Thursday, August 23, 2007


Every morning I awaken to the sound of innumerable tiny feet and claws scrabbling back and forth across the ceiling overhead. There is a colony of deer mice harbored above the tiles, and they apparently take great joy in holding early-morning races directly over where I sleep. I picture them scurrying around up there, their diseased little tails flicking around behind them. One of these mornings I'll inadvertently inhale the airborne hantavirus from their droppings. By noon, my lungs will liquify. By dusk, my ashen head will regain the pillow never to rise again. My tearful mother will go on Oprah, who will dramatically announce how deadly the disease is, and offer--after the commercial break--to share the methods of prevention.

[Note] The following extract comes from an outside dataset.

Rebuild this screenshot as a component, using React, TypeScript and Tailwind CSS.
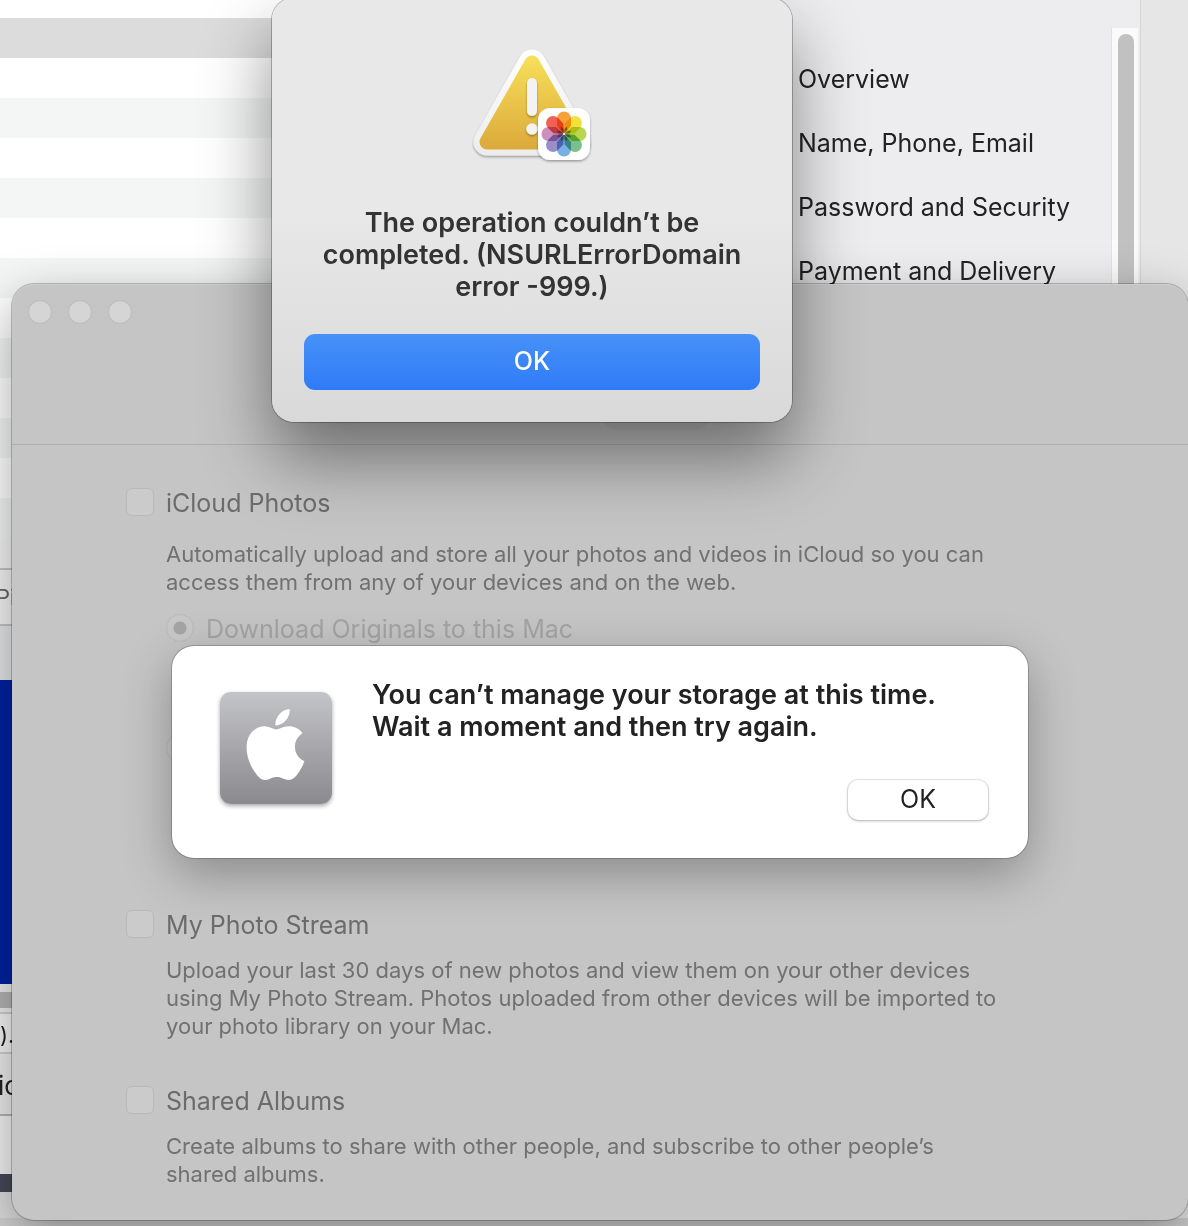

This morning, however, was not that morning. Instead, I awakened to the typical scrabble of tiny claws, and, listenning intently, could make out my mother's half of a conversation upstairs. She was most likely talking to Fran, our neighbor from across the street, who is well over eighty years old and is frequently seen on her front lawn wearing a cowboy hat, tank top, and moon boots. Fran has a knack for climbing atop high things (a rock, a stepladder) and then finding herself unable to get down. Sometimes she stands for many minutes, yelling and flailing her arms, waiting to be rescued. As I climbed the stairs, however, it was not the toes of Fran's moon boots I saw at the front door. Instead, my mother's audience was comprised of a family of deer, who listened attentively for a moment before continuing to devour the new grass on the lawn. My mother finished her thought, said "I wish you'd just eat the weeds and leave the grass alone," and came inside.


James said...

Hey Mabby,
Did you ever read The Hot Zone. Maybe I asked you that before. It's about Ebola, but reads like a very scary zombie story. Until my 20s, sleeping in houses in the woods always made me afraid Bigfoot would come peeking in at the window.

Aaron said...

Great write. I love your writing. Make sure to inform us once you are writing for a sit-com. We'll be sure to tune in.